I appreciate that you took a look, but just because you skimmed a few articles on the front page doesn't mean that the content isn't real. I do filter out the spam from the genuine articles and have tried to keep a very consistent over the years. But you saw what you saw.
As for the topic of this page, "what has your personal website or blog deprived you from?" I think I was able to answer it in the fact that at least 5 hours of my time every weekend are dedicated to answering emails and uploading/processing/scheduling articles to my website. I guess you're going to tell me those people are fake too though they seem pretty legit, even having their company names in their signatures.
Previous blogs I operated were WordPress and the comments acted like a guestbook, letting me know I wasn't just shouting into the void. Now it feels very 'one dimensional' and not much of a conversation.
Disqus and its ilk might be a solution, but for me they are out of the question - I don't condone data harvesting.
That's pretty much it. I suppose it depends on the type of content you're publishing: openly controversial articles may yield all kinds of trouble, but technical, "cold" stuff, I'm not sure what kind of major issues it could cause.

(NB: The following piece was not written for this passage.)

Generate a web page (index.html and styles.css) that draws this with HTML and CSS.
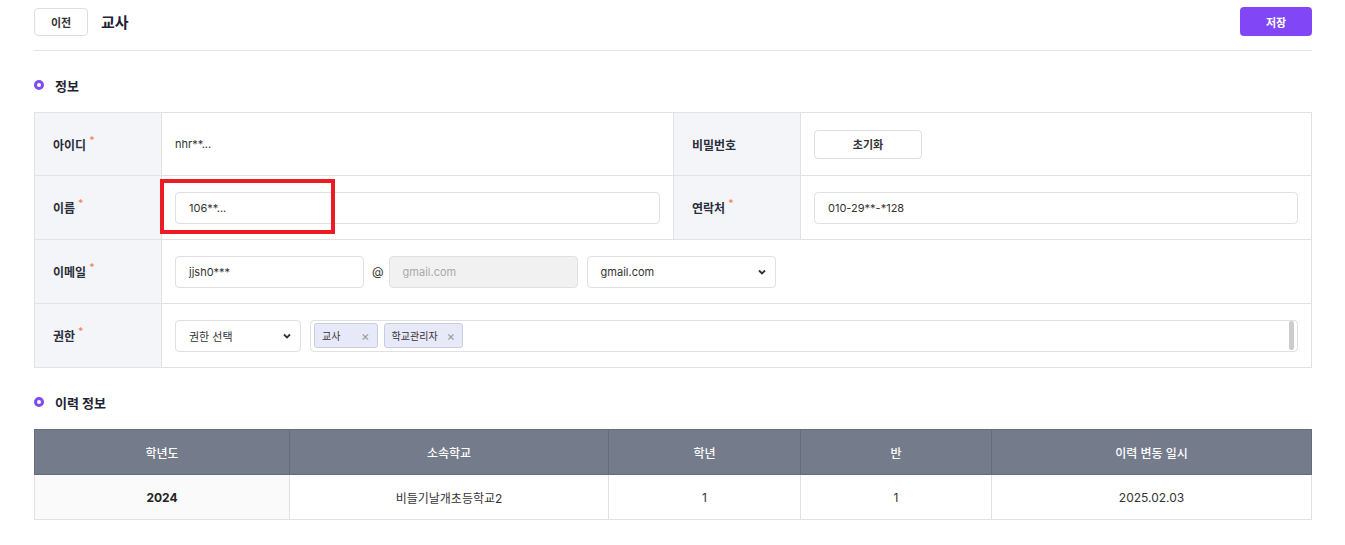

And also on your intents: if you're publishing to help you think things through, you're essentially never losing anything, not even time. It's just "work."
Trying to do better in life :)
So it may not really be a blog issue, and quite likely the blog prevented it from being worse than the alternatives.
Opportunity cost. I could have made more money if I'd spent time writing courses or coding instead of blogging.
I often wish I had not done the whole self hosting on a VPS thing. It's kind of a hassle...
GitHub pages would probably make more sense.